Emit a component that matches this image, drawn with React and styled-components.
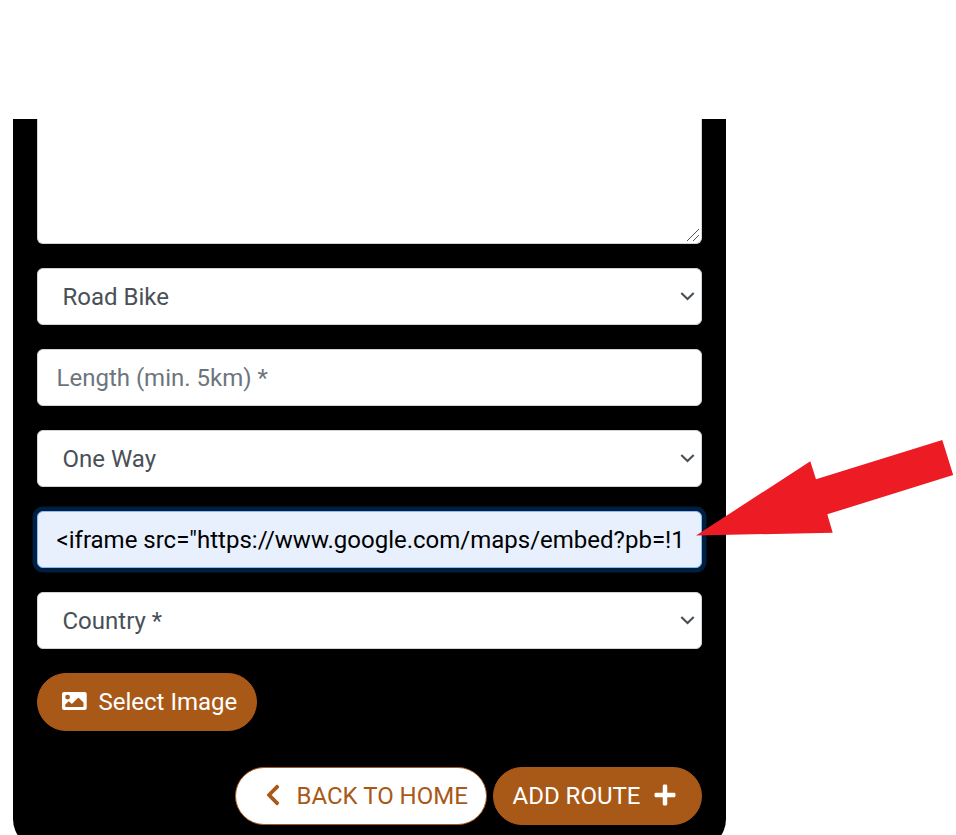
import React from "react";
import styled, { createGlobalStyle, css } from "styled-components";
import { FaChevronLeft, FaPlus } from "react-icons/fa";

const GlobalStyle = createGlobalStyle`
  *, *::before, *::after { box-sizing: border-box; }
  html, body { margin: 0; background: #fff; overflow: hidden; }
  body { font-family: Roboto, "Liberation Sans", sans-serif; font-size: 24px; line-height: 36px; }
`;

const Page = styled.main`
  position: relative;
  height: 835px;
  padding: 119px 0 0 13px;
  overflow: hidden;
`;

const FormCard = styled.form`
  display: flex;
  flex-direction: column;
  gap: 24px;
  width: 713px;
  height: 730px;
  padding: 0 24px;
  background: #000;
  border-radius: 0 0 30px 30px;
`;

const control = css`
  display: block;
  width: 100%;
  margin: 0;
  flex: none;
  font: inherit;
  color: #495057;
  background: #fff;
  border: 1px solid #ced4da;
  border-radius: 6px;
  outline: none;
`;

const Description = styled.textarea`
  ${control}
  height: 125px;
  border-top: 0;
  border-radius: 0 0 6px 6px;
  resize: none;
`;

const DescriptionBox = styled.div`
  position: relative;
  flex: none;
`;

const ResizeGrip = styled.svg`
  position: absolute;
  right: 2px;
  bottom: 2px;
`;

const TextInput = styled.input`
  ${control}
  height: 57px;
  padding: 9px 17.5px 9px 18.5px;
  &::placeholder { color: #6c757d; opacity: 1; }
  ${(p) => p.$active && css`
    color: #000;
    background: #e8f0fe;
    border-color: #80bdff;
    box-shadow: 0 0 0 4.5px rgba(0, 123, 255, 0.25);
  `}
`;

const SelectBox = styled.div`
  ${control}
  display: flex;
  align-items: center;
  justify-content: space-between;
  height: 57px;
  padding: 0 6px 0 24.5px;
`;

const Button = styled.button`
  display: inline-flex;
  align-items: center;
  flex: none;
  width: ${(p) => p.$width}px;
  height: 58px;
  padding: 0 0 0 ${(p) => p.$inset}px;
  gap: ${(p) => p.$gap}px;
  font: inherit;
  white-space: nowrap;
  color: ${(p) => (p.$outline ? "#a95917" : "#fff")};
  background: ${(p) => (p.$outline ? "#fff" : "#a95917")};
  border: 1px solid #a95917;
  border-radius: 29px;

  svg {
    flex: none;
    margin-bottom: 2px;
  }
`;

const Actions = styled.div`
  display: flex;
  justify-content: flex-end;
  gap: 6px;
  margin-top: 12px;
`;

const SelectImage = styled(Button)`
  align-self: flex-start;
`;

const Pointer = styled.svg`
  position: absolute;
  left: 690px;
  top: 435px;
`;

function Select({ value }) {
  return (
    <SelectBox role="combobox" aria-label={value}>
      <span>{value}</span>
      <svg width="15" height="10" viewBox="0 0 15 10" fill="none">
        <path d="M1.3 0.9 L7.5 7.1 L13.7 0.9" stroke="#495057" strokeWidth="2.1" />
      </svg>
    </SelectBox>
  );
}

function PictureIcon() {
  return (
    <svg width="25" height="18" viewBox="0 0 25 18" fill="currentColor">
      <path
        fillRule="evenodd"
        d="M2 0H22.7A2 2 0 0 1 24.7 2V16A2 2 0 0 1 22.7 18H2A2 2 0 0 1 0 16V2A2 2 0 0 1 2 0ZM5.6 2.7A2.4 2.4 0 1 0 5.6 7.5A2.4 2.4 0 1 0 5.6 2.7ZM3.3 15H21.5V10.6L16.9 6.1Q16.4 5.6 15.9 6.1L9.8 12.1L7.2 9.6Q6.8 9.2 6.4 9.6L3.3 12.6Z"
      />
    </svg>
  );
}

export default function App() {
  return (
    <>
      <GlobalStyle />
      <Page>
        <FormCard>
          <DescriptionBox>
            <Description aria-label="Description" />
            <ResizeGrip width="14" height="14" viewBox="0 0 14 14">
              <path d="M1 13 L13 1 M7 13 L13 7" stroke="#555" strokeWidth="1" />
            </ResizeGrip>
          </DescriptionBox>
          <Select value="Road Bike" />
          <TextInput placeholder="Length (min. 5km) *" />
          <Select value="One Way" />
          <TextInput $active readOnly value={'<iframe src="https://www.google.com/maps/embed?pb=!1'} />
          <Select value="Country *" />
          <SelectImage type="button" $width={220} $inset={24} $gap={11.5}>
            <PictureIcon />
            <span>Select Image</span>
          </SelectImage>
          <Actions>
            <Button type="button" $outline $width={252} $inset={24.5} $gap={12}>
              <FaChevronLeft size={24} />
              <span>BACK TO HOME</span>
            </Button>
            <Button type="button" $width={209} $inset={18.5} $gap={12.5}>
              <span>ADD ROUTE</span>
              <FaPlus size={24} />
            </Button>
          </Actions>
        </FormCard>
        <Pointer width="266" height="105" viewBox="690 435 266 105">
          <polygon points="696,535.5 810.3,461.3 816,479.3 942.3,440 953.2,475 827.3,514.3 832.7,532.7" fill="#ed1c24" />
        </Pointer>
      </Page>
    </>
  );
}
========
TASK GOAL =
Leave out the pictures and transcribe everything else exactly.

FINISHED ANSWER =
Emit a component that matches this image, drawn with React and styled-components.
import React from "react";
import styled, { createGlobalStyle, css } from "styled-components";
import { FaChevronLeft, FaPlus } from "react-icons/fa";

const GlobalStyle = createGlobalStyle`
  *, *::before, *::after { box-sizing: border-box; }
  html, body { margin: 0; background: #fff; overflow: hidden; }
  body { font-family: Roboto, "Liberation Sans", sans-serif; font-size: 24px; line-height: 36px; }
`;

const Page = styled.main`
  position: relative;
  height: 835px;
  padding: 119px 0 0 13px;
  overflow: hidden;
`;

const FormCard = styled.form`
  display: flex;
  flex-direction: column;
  gap: 24px;
  width: 713px;
  height: 730px;
  padding: 0 24px;
  background: #000;
  border-radius: 0 0 30px 30px;
`;

const control = css`
  display: block;
  width: 100%;
  margin: 0;
  flex: none;
  font: inherit;
  color: #495057;
  background: #fff;
  border: 1px solid #ced4da;
  border-radius: 6px;
  outline: none;
`;

const Description = styled.textarea`
  ${control}
  height: 125px;
  border-top: 0;
  border-radius: 0 0 6px 6px;
  resize: none;
`;

const DescriptionBox = styled.div`
  position: relative;
  flex: none;
`;

const ResizeGrip = styled.svg`
  position: absolute;
  right: 2px;
  bottom: 2px;
`;

const TextInput = styled.input`
  ${control}
  height: 57px;
  padding: 9px 17.5px 9px 18.5px;
  &::placeholder { color: #6c757d; opacity: 1; }
  ${(p) => p.$active && css`
    color: #000;
    background: #e8f0fe;
    border-color: #80bdff;
    box-shadow: 0 0 0 4.5px rgba(0, 123, 255, 0.25);
  `}
`;

const SelectBox = styled.div`
  ${control}
  display: flex;
  align-items: center;
  justify-content: space-between;
  height: 57px;
  padding: 0 6px 0 24.5px;
`;

const Button = styled.button`
  display: inline-flex;
  align-items: center;
  flex: none;
  width: ${(p) => p.$width}px;
  height: 58px;
  padding: 0 0 0 ${(p) => p.$inset}px;
  gap: ${(p) => p.$gap}px;
  font: inherit;
  white-space: nowrap;
  color: ${(p) => (p.$outline ? "#a95917" : "#fff")};
  background: ${(p) => (p.$outline ? "#fff" : "#a95917")};
  border: 1px solid #a95917;
  border-radius: 29px;

  svg {
    flex: none;
    margin-bottom: 2px;
  }
`;

const Actions = styled.div`
  display: flex;
  justify-content: flex-end;
  gap: 6px;
  margin-top: 12px;
`;

const SelectImage = styled(Button)`
  align-self: flex-start;
`;

const Pointer = styled.svg`
  position: absolute;
  left: 690px;
  top: 435px;
`;

function Select({ value }) {
  return (
    <SelectBox role="combobox" aria-label={value}>
      <span>{value}</span>
      <svg width="15" height="10" viewBox="0 0 15 10" fill="none">
        <path d="M1.3 0.9 L7.5 7.1 L13.7 0.9" stroke="#495057" strokeWidth="2.1" />
      </svg>
    </SelectBox>
  );
}

function PictureIcon() {
  return (
    <svg width="25" height="18" viewBox="0 0 25 18" fill="currentColor">
      <path
        fillRule="evenodd"
        d="M2 0H22.7A2 2 0 0 1 24.7 2V16A2 2 0 0 1 22.7 18H2A2 2 0 0 1 0 16V2A2 2 0 0 1 2 0ZM5.6 2.7A2.4 2.4 0 1 0 5.6 7.5A2.4 2.4 0 1 0 5.6 2.7ZM3.3 15H21.5V10.6L16.9 6.1Q16.4 5.6 15.9 6.1L9.8 12.1L7.2 9.6Q6.8 9.2 6.4 9.6L3.3 12.6Z"
      />
    </svg>
  );
}

export default function App() {
  return (
    <>
      <GlobalStyle />
      <Page>
        <FormCard>
          <DescriptionBox>
            <Description aria-label="Description" />
            <ResizeGrip width="14" height="14" viewBox="0 0 14 14">
              <path d="M1 13 L13 1 M7 13 L13 7" stroke="#555" strokeWidth="1" />
            </ResizeGrip>
          </DescriptionBox>
          <Select value="Road Bike" />
          <TextInput placeholder="Length (min. 5km) *" />
          <Select value="One Way" />
          <TextInput $active readOnly value={'<iframe src="https://www.google.com/maps/embed?pb=!1'} />
          <Select value="Country *" />
          <SelectImage type="button" $width={220} $inset={24} $gap={11.5}>
            <PictureIcon />
            <span>Select Image</span>
          </SelectImage>
          <Actions>
            <Button type="button" $outline $width={252} $inset={24.5} $gap={12}>
              <FaChevronLeft size={24} />
              <span>BACK TO HOME</span>
            </Button>
            <Button type="button" $width={209} $inset={18.5} $gap={12.5}>
              <span>ADD ROUTE</span>
              <FaPlus size={24} />
            </Button>
          </Actions>
        </FormCard>
        <Pointer width="266" height="105" viewBox="690 435 266 105">
          <polygon points="696,535.5 810.3,461.3 816,479.3 942.3,440 953.2,475 827.3,514.3 832.7,532.7" fill="#ed1c24" />
        </Pointer>
      </Page>
    </>
  );
}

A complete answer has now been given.